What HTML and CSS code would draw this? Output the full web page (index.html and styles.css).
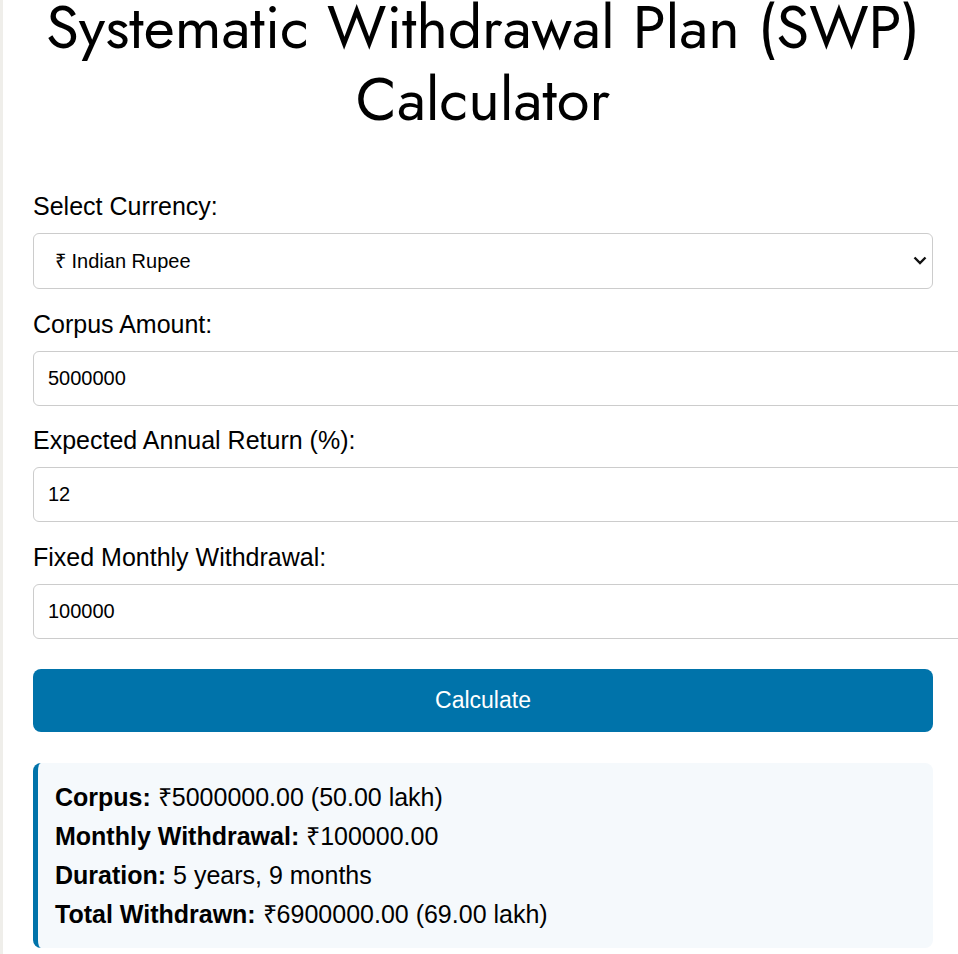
FILE: index.html
```html
<!DOCTYPE html>
<html lang="en">
  <head>
    <meta charset="utf-8" />
    <title>SWP Calculator</title>
    <link rel="stylesheet" href="styles.css">
  </head>
  <body>
    <div class="container">
      <h1>Systematic Withdrawal Plan (SWP) Calculator</h1>

      <div class="field">
        <label for="currency">Select Currency:</label>
        <div class="select-wrap">
          <select id="currency">
            <option value="INR" selected>₹ Indian Rupee</option>
            <option value="USD">$ US Dollar</option>
            <option value="EUR">€ Euro</option>
          </select>
          <svg class="chevron" width="14" height="9" viewBox="0 0 14 9">
            <path d="M1.5 1.5 L7 7 L12.5 1.5" fill="none" stroke="#111" stroke-width="2.4" />
          </svg>
        </div>
      </div>

      <div class="field">
        <label for="corpus">Corpus Amount:</label>
        <input type="text" id="corpus" value="5000000" />
      </div>

      <div class="field">
        <label for="rate">Expected Annual Return (%):</label>
        <input type="text" id="rate" value="12" />
      </div>

      <div class="field">
        <label for="withdrawal">Fixed Monthly Withdrawal:</label>
        <input type="text" id="withdrawal" value="100000" />
      </div>

      <button class="calc-btn" id="calc">Calculate</button>

      <div class="result" id="result">
        <div><strong>Corpus:</strong> ₹5000000.00 (50.00 lakh)</div>
        <div><strong>Monthly Withdrawal:</strong> ₹100000.00</div>
        <div><strong>Duration:</strong> 5 years, 9 months</div>
        <div><strong>Total Withdrawn:</strong> ₹6900000.00 (69.00 lakh)</div>
      </div>
    </div>
  </body>
</html>
```

FILE: styles.css
```css
html {
  overflow-x: hidden;
  background: #fff;
}
body {
  margin: 0;
  border-left: 3px solid #efeeea;
  font-family: 'Liberation Sans', Arial, sans-serif;
  color: #000;
  min-height: 954px;
}
.container {
  width: 900px;
  margin-left: 30px;
}
h1 {
  margin: -8px 0 56px 0;
  font-family: 'Jost', 'Lato', sans-serif;
  font-weight: 400;
  font-size: 60px;
  line-height: 72px;
  text-align: center;
  color: #000;
}
.field {
  margin-bottom: 20.67px;
}
label {
  display: block;
  font-size: 25px;
  line-height: 28px;
  margin-bottom: 13px;
}
.select-wrap {
  position: relative;
}
select,
input {
  display: block;
  border: 1px solid #ccc;
  border-radius: 6px;
  background: #fff;
  font-family: 'Liberation Sans', Arial, sans-serif;
  font-size: 20px;
  color: #000;
  outline: none;
}
select {
  width: 100%;
  height: 56px;
  padding: 0 30px 0 21px;
  -webkit-appearance: none;
  appearance: none;
}
input {
  box-sizing: content-box;
  width: 100%;
  height: 53px;
  padding: 0 15px 0 14px;
}
.chevron {
  position: absolute;
  right: 6px;
  top: 23px;
  pointer-events: none;
}
.calc-btn {
  display: block;
  width: 100%;
  height: 63px;
  margin: 30px 0 31px 0;
  border: 0;
  border-radius: 8px;
  background: #0073aa;
  color: #fff;
  font-family: 'Liberation Sans', Arial, sans-serif;
  font-size: 23px;
}
.result {
  padding: 15px 17px 14px 17px;
  border-left: 5px solid #0073aa;
  border-radius: 8px;
  background: #f5f9fc;
  font-size: 25px;
  line-height: 39px;
}
```
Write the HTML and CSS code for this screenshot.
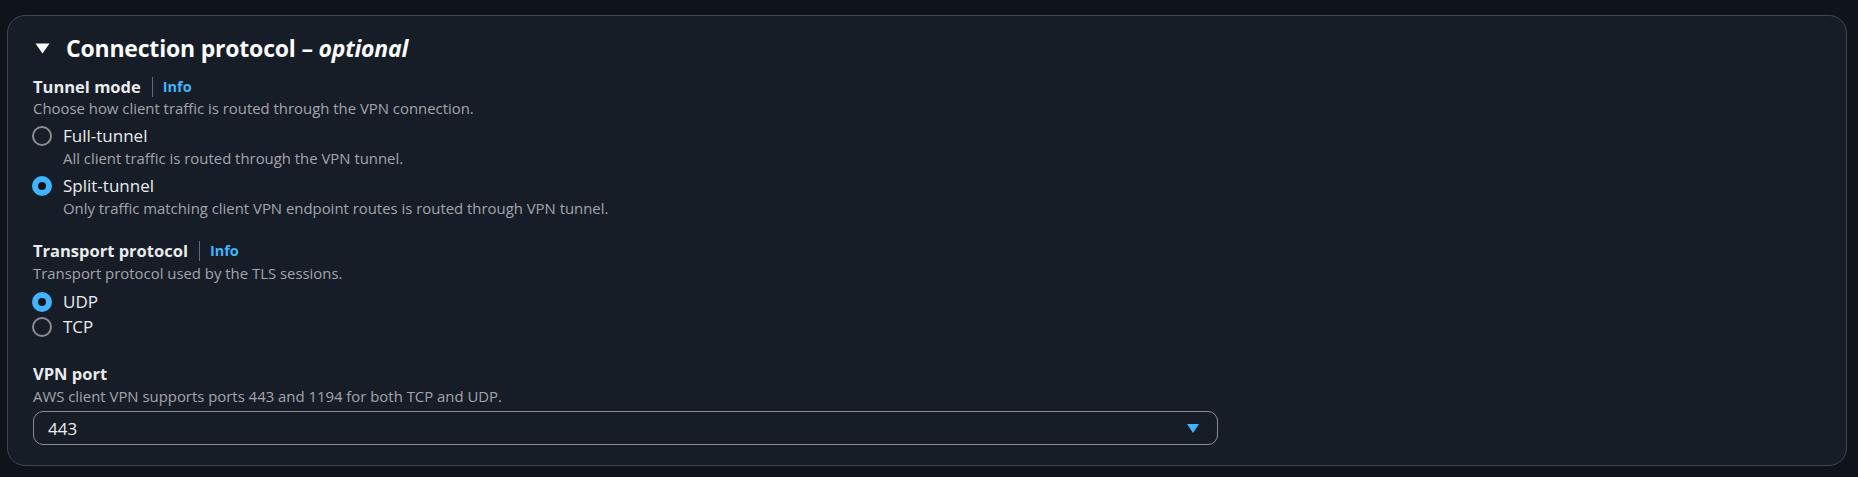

---+---

Set down the complete material exactly, but do not include the images.

What HTML and CSS code would draw this? Output the full web page (index.html and styles.css).
FILE: index.html
```html
<!DOCTYPE html>
<html lang="en">
  <head>
    <meta charset="utf-8" />
    <title>SWP Calculator</title>
    <link rel="stylesheet" href="styles.css">
  </head>
  <body>
    <div class="container">
      <h1>Systematic Withdrawal Plan (SWP) Calculator</h1>

      <div class="field">
        <label for="currency">Select Currency:</label>
        <div class="select-wrap">
          <select id="currency">
            <option value="INR" selected>₹ Indian Rupee</option>
            <option value="USD">$ US Dollar</option>
            <option value="EUR">€ Euro</option>
          </select>
          <svg class="chevron" width="14" height="9" viewBox="0 0 14 9">
            <path d="M1.5 1.5 L7 7 L12.5 1.5" fill="none" stroke="#111" stroke-width="2.4" />
          </svg>
        </div>
      </div>

      <div class="field">
        <label for="corpus">Corpus Amount:</label>
        <input type="text" id="corpus" value="5000000" />
      </div>

      <div class="field">
        <label for="rate">Expected Annual Return (%):</label>
        <input type="text" id="rate" value="12" />
      </div>

      <div class="field">
        <label for="withdrawal">Fixed Monthly Withdrawal:</label>
        <input type="text" id="withdrawal" value="100000" />
      </div>

      <button class="calc-btn" id="calc">Calculate</button>

      <div class="result" id="result">
        <div><strong>Corpus:</strong> ₹5000000.00 (50.00 lakh)</div>
        <div><strong>Monthly Withdrawal:</strong> ₹100000.00</div>
        <div><strong>Duration:</strong> 5 years, 9 months</div>
        <div><strong>Total Withdrawn:</strong> ₹6900000.00 (69.00 lakh)</div>
      </div>
    </div>
  </body>
</html>
```

FILE: styles.css
```css
html {
  overflow-x: hidden;
  background: #fff;
}
body {
  margin: 0;
  border-left: 3px solid #efeeea;
  font-family: 'Liberation Sans', Arial, sans-serif;
  color: #000;
  min-height: 954px;
}
.container {
  width: 900px;
  margin-left: 30px;
}
h1 {
  margin: -8px 0 56px 0;
  font-family: 'Jost', 'Lato', sans-serif;
  font-weight: 400;
  font-size: 60px;
  line-height: 72px;
  text-align: center;
  color: #000;
}
.field {
  margin-bottom: 20.67px;
}
label {
  display: block;
  font-size: 25px;
  line-height: 28px;
  margin-bottom: 13px;
}
.select-wrap {
  position: relative;
}
select,
input {
  display: block;
  border: 1px solid #ccc;
  border-radius: 6px;
  background: #fff;
  font-family: 'Liberation Sans', Arial, sans-serif;
  font-size: 20px;
  color: #000;
  outline: none;
}
select {
  width: 100%;
  height: 56px;
  padding: 0 30px 0 21px;
  -webkit-appearance: none;
  appearance: none;
}
input {
  box-sizing: content-box;
  width: 100%;
  height: 53px;
  padding: 0 15px 0 14px;
}
.chevron {
  position: absolute;
  right: 6px;
  top: 23px;
  pointer-events: none;
}
.calc-btn {
  display: block;
  width: 100%;
  height: 63px;
  margin: 30px 0 31px 0;
  border: 0;
  border-radius: 8px;
  background: #0073aa;
  color: #fff;
  font-family: 'Liberation Sans', Arial, sans-serif;
  font-size: 23px;
}
.result {
  padding: 15px 17px 14px 17px;
  border-left: 5px solid #0073aa;
  border-radius: 8px;
  background: #f5f9fc;
  font-size: 25px;
  line-height: 39px;
}
```
Write the HTML and CSS code for this screenshot.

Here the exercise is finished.